Learn English – Difference in starting pronunciations of “station” and “sun”

pronunciation

Why do some English speakers have different starting pronunciations of station and sun? Station is pronounced as e-station while sun simply as sun. Is the difference due to the fact that the second letter is a vowel in sun but not in station?

Best Answer

If you look up the official pronunciation of 'sun' and 'station' you get respectively

  • sun - /sʌn/
  • station - /ˈsteɪʃən/

with no notated difference. No standard or dialectal variety of English has any difference either.

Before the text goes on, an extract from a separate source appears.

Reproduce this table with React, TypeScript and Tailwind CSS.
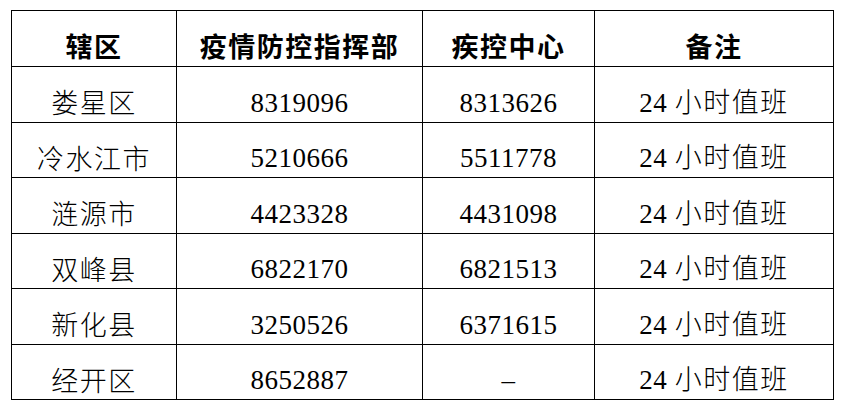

But it is the case in many foreign languages that they do not allow the complicated consonant cluster of /s/ followed by a harder consonant, or some change is needed to the /s/. Then this gives a sound change when they try to speak English.

This is especially true of Spanish where there are many close cognate words or borrowings from the same source (Latin). For example:

school (En) - escuela (Sp)

This is a pattern for 's' followed by 't', 'p', or 'k'. There is a tendency for native Spanish speakers to naturally say the English word 'school' as 'ehs-kool', which is closer to their own native pronunciation.

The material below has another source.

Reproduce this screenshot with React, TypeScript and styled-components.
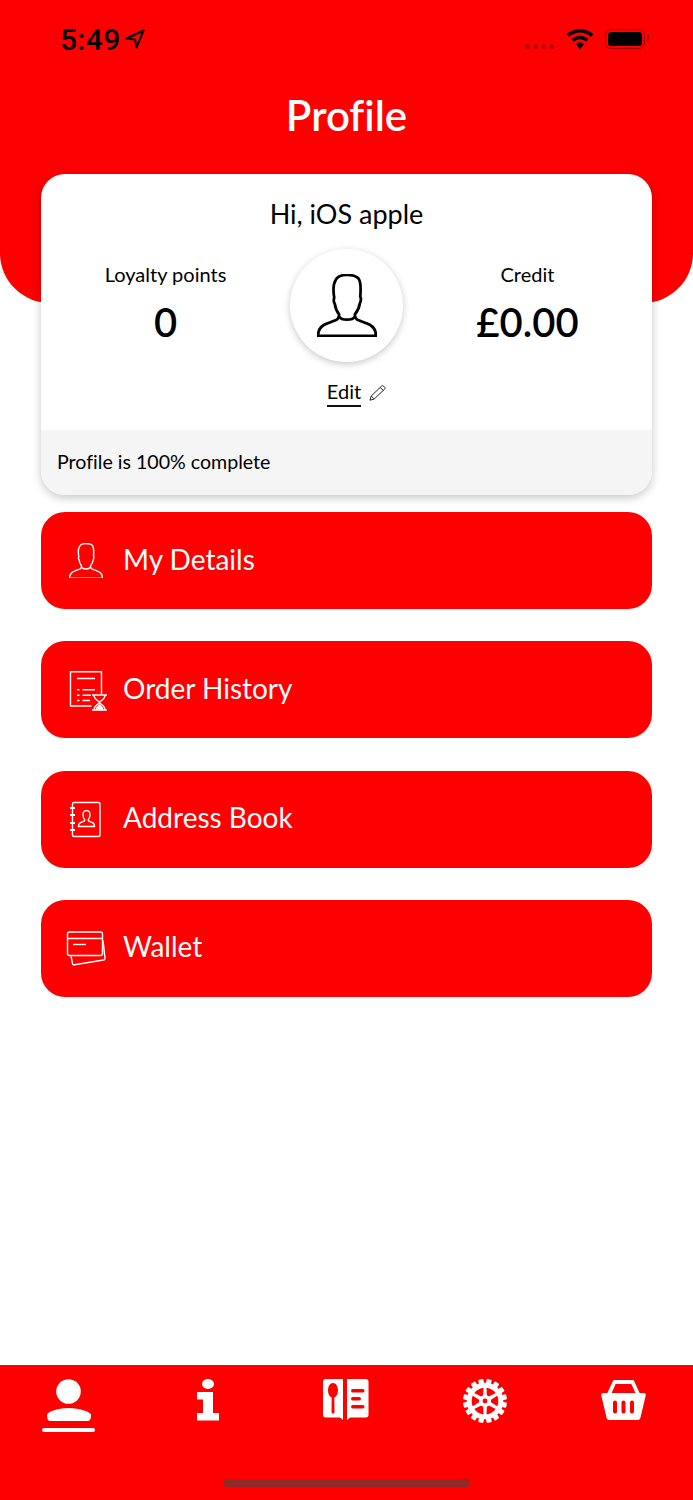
import React from 'react'
import styled, { createGlobalStyle } from 'styled-components'

const RED = '#ff0000'

const GlobalStyle = createGlobalStyle`
  html, body {
    margin: 0;
    padding: 0;
    background: #fff;
  }
  * {
    box-sizing: border-box;
  }
`

const PERSON_PATH =
  'M1 63C1 56 5 52 11 50L20 46.5C22 45.5 22.5 44 22.5 41C20 38 18.5 34 18 30C17 29 17 26 17.5 24C16.5 18 16.5 10 19 6C21 2.5 25 1 30 1C35 1 40 2 42.5 5C45 9 44.5 17 44 23C45 25 44.5 28 43.5 30C43 34 41 38 38.5 41C38.5 44 39 45.5 41 46.5L50 50C56 52 60 56 60 63Z'

const PersonOutline = ({ size, color, stroke }: { size: number; color: string; stroke: number }) => (
  <svg width={size} height={(size * 64) / 61} viewBox="0 0 61 64" fill="none" stroke={color} strokeWidth={stroke} strokeLinejoin="round">
    <path d={PERSON_PATH} />
    <path d="M22.5 43.5C25 47.5 36 47.5 38.5 43.5" />
  </svg>
)

const LocationArrow = () => (
  <svg width="20" height="20" viewBox="0 0 20 20" fill="none" stroke="#000" strokeWidth="2" strokeLinejoin="round">
    <path d="M1.5 9.5L18.5 1.5L11.5 18.5L10 10.5Z" />
  </svg>
)

const Wifi = () => (
  <svg width="28" height="21" viewBox="0 0 28 21" fill="#000">
    <path d="M14 0C8.8 0 4 2 .6 5.3L3 7.8C5.9 5 9.8 3.4 14 3.4S22.1 5 25 7.8L27.4 5.3C24 2 19.2 0 14 0Z" />
    <path d="M14 6.8C10.7 6.8 7.7 8.1 5.5 10.2L7.9 12.7C9.5 11.2 11.6 10.2 14 10.2S18.5 11.2 20.1 12.7L22.5 10.2C20.3 8.1 17.3 6.8 14 6.8Z" />
    <path d="M14 13.4C12.4 13.4 11 14 9.9 15L14 20.5L18.1 15C17 14 15.6 13.4 14 13.4Z" />
  </svg>
)

const HistoryIcon = () => (
  <svg width="44" height="44" viewBox="0 0 44 44" fill="none" stroke="#fff" strokeWidth="1.4">
    <path d="M27.500 38H6.500V3.800H37.500V26" />
    <path d="M13 10.500H31M13 21.800H15.500M18.500 21.800H31M13 27.200H15.500M18.500 27.200H27M13 32.500H15.500M18.500 32.500H26" />
    <path d="M28 27H43M28 42H43M30 27C30 32 35.500 33 35.500 34.500C35.500 36 30 37 30 42M41 27C41 32 35.500 33 35.500 34.500C35.500 36 41 37 41 42" />
    <path d="M32.500 41V40L35.500 37L38.500 40V41Z" fill="#fff" />
  </svg>
)

const AddressIcon = () => (
  <svg width="44" height="44" viewBox="0 0 44 44" fill="none" stroke="#fff" strokeWidth="1.4">
    <rect x="8.500" y="5.500" width="27.500" height="34" rx="1.500" />
    <path d="M6 11H11M6 18H11M6 26H11M6 33H11" strokeWidth="2.200" />
    <path d="M14.500 29.500C14.500 26.500 16 25.500 18 25L20.500 24C20.800 23.400 20.800 22.800 20.600 22.400C19.600 21.400 19.200 20 19 18.500C18.700 15.500 20 13.500 22.500 13.500S26.300 15.500 26 18.500C25.800 20 25.400 21.400 24.400 22.400C24.200 22.800 24.200 23.400 24.500 24L27 25C29 25.500 30.500 26.500 30.500 29.500Z" />
  </svg>
)

const WalletIcon = () => (
  <svg width="44" height="44" viewBox="0 0 44 44" fill="none" stroke="#fff" strokeWidth="1.4">
    <rect x="3.500" y="6" width="35" height="23.500" rx="2" />
    <path d="M3.500 12.500H38.500" />
    <path d="M9 18.500H22" />
    <path d="M7 30L8.500 37.500C8.700 38.600 9.500 39 10.500 38.800L39.500 34C40.600 33.800 41.200 33 41 32L39 14.500" />
  </svg>
)

const Pencil = () => (
  <svg width="17" height="16" viewBox="0 0 17 16" fill="none" stroke="#222" strokeWidth="1" strokeLinejoin="round">
    <path d="M1 15.200L2.200 11L12.500 1.200C13.200 .6 14 .6 14.700 1.200L15.600 2.100C16.200 2.800 16.200 3.500 15.600 4.200L5.200 14Z" />
    <path d="M2.200 11L5.200 14M11.200 2.500L14.300 5.500" />
  </svg>
)

const TabProfile = () => (
  <svg width="54" height="54" viewBox="0 0 54 54" fill="#fff">
    <circle cx="26.500" cy="12.500" r="12.300" />
    <path d="M5 36C5 33 15 29 26.500 29S49 33 49 36C49 40 48 42 45 42H8C6 42 5 40 5 36Z" />
    <rect x="0" y="49" width="53" height="4" rx="2" />
  </svg>
)

const TabInfo = () => (
  <svg width="24" height="42" viewBox="0 0 24 42" fill="#fff">
    <ellipse cx="12" cy="5" rx="6" ry="5" />
    <path d="M1 13H17V34H23V41.500H1V34H7V20.500H1Z" />
  </svg>
)

const TabMenu = () => (
  <svg width="46" height="42" viewBox="0 0 46 42">
    <path d="M2.500 0H20V41L17 38.500H2.500C1 38.500 0 37.500 0 36V2.500C0 1 1 0 2.500 0Z" fill="#fff" />
    <path d="M24 0H43C44.500 0 45.500 1 45.500 2.500V36C45.500 37.500 44.500 38.500 43 38.500H27L24 41Z" fill="#fff" />
    <path d="M10 4C7 4 5 7.500 5 11.500C5 15 6.500 17.500 8.700 18.500L8.500 33C8.500 35 11.500 35 11.500 33L11.300 18.500C13.500 17.500 15 15 15 11.500C15 7.500 13 4 10 4Z" fill={RED} />
    <rect x="28" y="10" width="13.500" height="3.500" rx="1.700" fill={RED} />
    <rect x="28" y="18" width="10" height="3.500" rx="1.700" fill={RED} />
    <rect x="28" y="26" width="13.500" height="3.500" rx="1.700" fill={RED} />
  </svg>
)

const TabGear = () => (
  <svg width="44" height="44" viewBox="0 0 44 44">
    {Array.from({ length: 16 }, (_, i) => (
      <rect key={i} x="19.400" y="0" width="5.200" height="6" rx="1" fill="#fff" transform={`rotate(${i * 22.5 + 11.25} 22 22)`} />
    ))}
    <circle cx="22" cy="22" r="15.800" fill="none" stroke="#fff" strokeWidth="5" />
    {Array.from({ length: 6 }, (_, i) => (
      <path key={i} d="M20.600 7H23.400L24.200 22H19.800Z" fill="#fff" transform={`rotate(${i * 60} 22 22)`} />
    ))}
    <circle cx="22" cy="22" r="6" fill="#fff" />
    <circle cx="22" cy="22" r="2.400" fill={RED} />
  </svg>
)

const TabBasket = () => (
  <svg width="45" height="42" viewBox="0 0 45 42">
    <path d="M8 15L13.500 3H31.500L37 15" fill="none" stroke="#fff" strokeWidth="3.800" strokeLinejoin="round" />
    <path d="M2 14H43C44.500 14 45 15 44.700 16.500L39.500 38.500C39 40.500 38 41 36 41H9C7 41 6 40.500 5.500 38.500L.3 16.500C0 15 .5 14 2 14Z" fill="#fff" />
    <rect x="12" y="21.500" width="4" height="13" rx="2" fill={RED} />
    <rect x="20.500" y="21.500" width="4" height="13" rx="2" fill={RED} />
    <rect x="29" y="21.500" width="4" height="13" rx="2" fill={RED} />
  </svg>
)

const menuItems = [
  { label: 'My Details', icon: <PersonOutline size={34} color="#fff" stroke={2.6} /> },
  { label: 'Order History', icon: <HistoryIcon /> },
  { label: 'Address Book', icon: <AddressIcon /> },
  { label: 'Wallet', icon: <WalletIcon /> },
]

const tabs = [<TabProfile />, <TabInfo />, <TabMenu />, <TabGear />, <TabBasket />]

export default function App() {
  return (
    <>
      <GlobalStyle />
      <Screen>
        <Header>
          <StatusBar>
            <TimeGroup>
              <Time>5:49</Time>
              <LocationArrow />
            </TimeGroup>
            <StatusIcons>
              <Dots>
                <Dot />
                <Dot />
                <Dot />
                <Dot />
              </Dots>
              <Wifi />
              <Battery>
                <BatteryFill />
              </Battery>
            </StatusIcons>
          </StatusBar>
          <Title>Profile</Title>
        </Header>
        <Content>
          <Card>
            <Greeting>Hi, iOS apple</Greeting>
            <Stats>
              <Stat>
                <StatLabel>Loyalty points</StatLabel>
                <StatValue>0</StatValue>
              </Stat>
              <AvatarColumn>
                <Avatar>
                  <PersonOutline size={60} color="#000" stroke={2.8} />
                </Avatar>
                <EditRow>
                  <EditLink>Edit</EditLink>
                  <Pencil />
                </EditRow>
              </AvatarColumn>
              <Stat>
                <StatLabel>Credit</StatLabel>
                <StatValue>£0.00</StatValue>
              </Stat>
            </Stats>
            <CardFooter>Profile is 100% complete</CardFooter>
          </Card>
          <Menu>
            {menuItems.map((item) => (
              <MenuButton key={item.label}>
                <IconBox>{item.icon}</IconBox>
                <MenuLabel>{item.label}</MenuLabel>
              </MenuButton>
            ))}
          </Menu>
        </Content>
        <TabBar>
          <TabRow>
            {tabs.map((icon, i) => (
              <Tab key={i}>{icon}</Tab>
            ))}
          </TabRow>
          <HomeIndicator />
        </TabBar>
      </Screen>
    </>
  )
}

const Screen = styled('div')`
  width: 693px;
  height: 1500px;
  display: flex;
  flex-direction: column;
  overflow: hidden;
  background: #fff;
  font-family: 'Lato', 'Liberation Sans', sans-serif;
  font-variant-ligatures: none;
  color: #000;
`

const Header = styled('header')`
  height: 303px;
  flex: none;
  padding: 20px 48px 0 60px;
  background: ${RED};
  border-radius: 0 0 50px 50px;
`

const StatusBar = styled('div')`
  height: 38px;
  display: flex;
  align-items: center;
  justify-content: space-between;
`

const TimeGroup = styled('div')`
  display: flex;
  align-items: center;
  gap: 4px;
`

const Time = styled('span')`
  font-family: 'Roboto', 'Liberation Sans', sans-serif;
  font-size: 30px;
  font-weight: 500;
  letter-spacing: 0.4px;
`

const StatusIcons = styled('div')`
  display: flex;
  align-items: center;
`

const Dots = styled('div')`
  display: flex;
  gap: 3px;
  margin: 14px 12px 0 0;
`

const Dot = styled('span')`
  width: 5px;
  height: 5px;
  border-radius: 50%;
  background: #b30000;
`

const Battery = styled('div')`
  position: relative;
  width: 40px;
  height: 20px;
  margin-left: 11px;
  padding: 2px;
  border: 1.500px solid #a00000;
  border-radius: 6px;

  &::after {
    content: '';
    position: absolute;
    top: 4px;
    right: -5px;
    width: 2px;
    height: 7px;
    border-radius: 0 2px 2px 0;
    background: #a00000;
  }
`

const BatteryFill = styled('div')`
  width: 100%;
  height: 100%;
  border-radius: 3px;
  background: #000;
`

const Title = styled('h1')`
  margin: 32px -48px 0 -60px;
  color: #fff;
  font-size: 42px;
  font-weight: 600;
  line-height: 50px;
  text-align: center;
`

const Content = styled('main')`
  margin-top: -129px;
  padding: 0 41px;
  position: relative;
`

const Card = styled('section')`
  height: 321px;
  display: flex;
  flex-direction: column;
  overflow: hidden;
  background: #fff;
  border-radius: 24px;
  box-shadow: 0 3px 10px rgba(0, 0, 0, 0.22);
`

const Greeting = styled('div')`
  padding-top: 24px;
  font-size: 27px;
  line-height: 32px;
  text-align: center;
`

const Stats = styled('div')`
  flex: 1;
  padding: 19px 34px 0;
  display: grid;
  grid-template-columns: repeat(3, 1fr);
`

const Stat = styled('div')`
  padding-top: 11px;
  display: flex;
  flex-direction: column;
  align-items: center;
`

const StatLabel = styled('span')`
  font-size: 20px;
  line-height: 28px;
`

const StatValue = styled('span')`
  margin-top: 9px;
  font-size: 40px;
  font-weight: 600;
  line-height: 50px;
`

const AvatarColumn = styled('div')`
  display: flex;
  flex-direction: column;
  align-items: center;
`

const Avatar = styled('div')`
  width: 113px;
  height: 113px;
  display: flex;
  align-items: center;
  justify-content: center;
  border-radius: 50%;
  background: #fff;
  box-shadow: 0 2px 7px rgba(0, 0, 0, 0.22);
`

const EditRow = styled('div')`
  margin: 17px 0 0 20px;
  display: flex;
  align-items: center;
  gap: 8px;
`

const EditLink = styled('span')`
  padding-bottom: 1px;
  border-bottom: 2px solid #111;
  font-size: 20px;
  line-height: 25px;
`

const CardFooter = styled('div')`
  height: 65px;
  flex: none;
  padding: 0 0 2px 16px;
  display: flex;
  align-items: center;
  background: #f5f5f5;
  font-size: 19.600px;
`

const Menu = styled('div')`
  margin-top: 17px;
  display: flex;
  flex-direction: column;
  gap: 32.300px;
`

const MenuButton = styled('div')`
  height: 97px;
  padding-left: 23px;
  display: flex;
  align-items: center;
  gap: 15px;
  background: ${RED};
  border-radius: 24px;
  color: #fff;
  font-size: 28px;
`

const MenuLabel = styled('span')`
  padding-bottom: 4px;
`

const IconBox = styled('span')`
  width: 44px;
  height: 44px;
  display: flex;
  align-items: center;
  justify-content: center;
`

const TabBar = styled('nav')`
  height: 135px;
  margin-top: auto;
  padding-top: 14px;
  display: flex;
  flex-direction: column;
  background: ${RED};
`

const TabRow = styled('div')`
  display: grid;
  grid-template-columns: repeat(5, 1fr);
`

const Tab = styled('div')`
  height: 54px;
  display: flex;
  justify-content: center;
`

const HomeIndicator = styled('div')`
  width: 247px;
  height: 8px;
  margin: 46px auto 0;
  border-radius: 4px;
  background: #8e2a2a;
`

In Japanese, because any consonant pair is forbidden, they tend to put a vowel -between- an English word that has two consonants 'suh- koo -luh' (and a vowel at the end.

So I suspect that the 'estation' pronunciation that you are hearing is from a non-native speaker of English that speaks a native lanaguage that treats 'st' differently than English. No native variety of English has a difference between 'sun' and 'station' for 's'.

The 't' in 'station' is a whole nother story.